What is BEC? BEC is a Business Email Compromise. This basically means that a malicious actor has gained access to an email account. These attacks are typically the result of a credential being leaked on the dark web or a user falling for a phishing email and providing their credentials. In years past these attacks were easy to spot. A malicious actor would gain access to an account and spam everyone in that users account. Today’s attacks are becoming much more complex. Now when a malicious actor gains access to an account they quite often, do nothing. They will monitor emails and content in the account and wait till an opportune moment to perpetuate a scam. This may be creating an email address for a contact that would be a single letter off. So, if a user is working on a real estate transaction and working with firstname.lastname@example.org the bad actor will create an email email@example.com. The MA will copy Robert’s signature and at the same time create a rule on the user’s mailbox to redirect mail coming from the real Robert to the junk mail folder so the user can only see emails coming from the fake Robert. I have seen many users fall for these types of attacks and lose large sums of money.

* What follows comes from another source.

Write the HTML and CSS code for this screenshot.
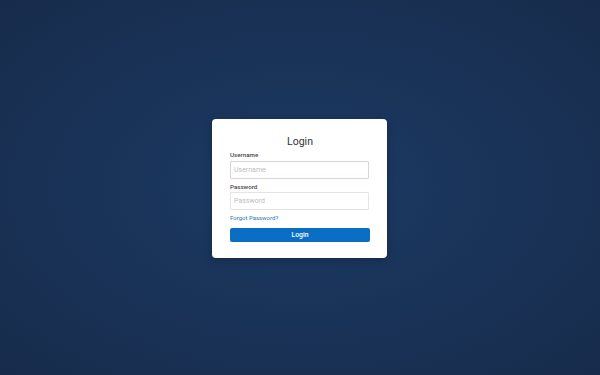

How can you protect your company?
Here are four ways we recommend you protect your company from these types of attacks:
Providing cyber security awareness training to your employees is a great way to stop these types of attacks. Users will be better able to spot phishing emails and avoid giving away their credentials
- E-mail Protection Tools
There are many products available to assist users with being able to spot phishing and impersonation attempts. We use a protection suite from Barracuda that lets users know if the person is a “first time sender” or an “external sender”. These classifications can help users spot impersonation attempts.
- Proper policies and procedures
Employees should have clear instructions on how to verify senders for financial transactions. We recommend that every company build some “analog” verification into any workflow involving financial transactions. The best method is using a phone call to the number on file to verify any changes in financial instructions.
- Account Login Monitoring
Do you know if a malicious actor has access to one of your accounts right now? Using a monitoring service typically provided by a “SOC” (Security Operations Center) is a great tool to verify that every login to your accounts is from a verified location. These services can spot anomalies in login activity and lock down accounts before a compromise can take place.
Business E-mail Compromise (BEC) attacks are quickly becoming one of the largest threats to a company’s cyber security. We recommend all companies take the steps above to minimize this risk.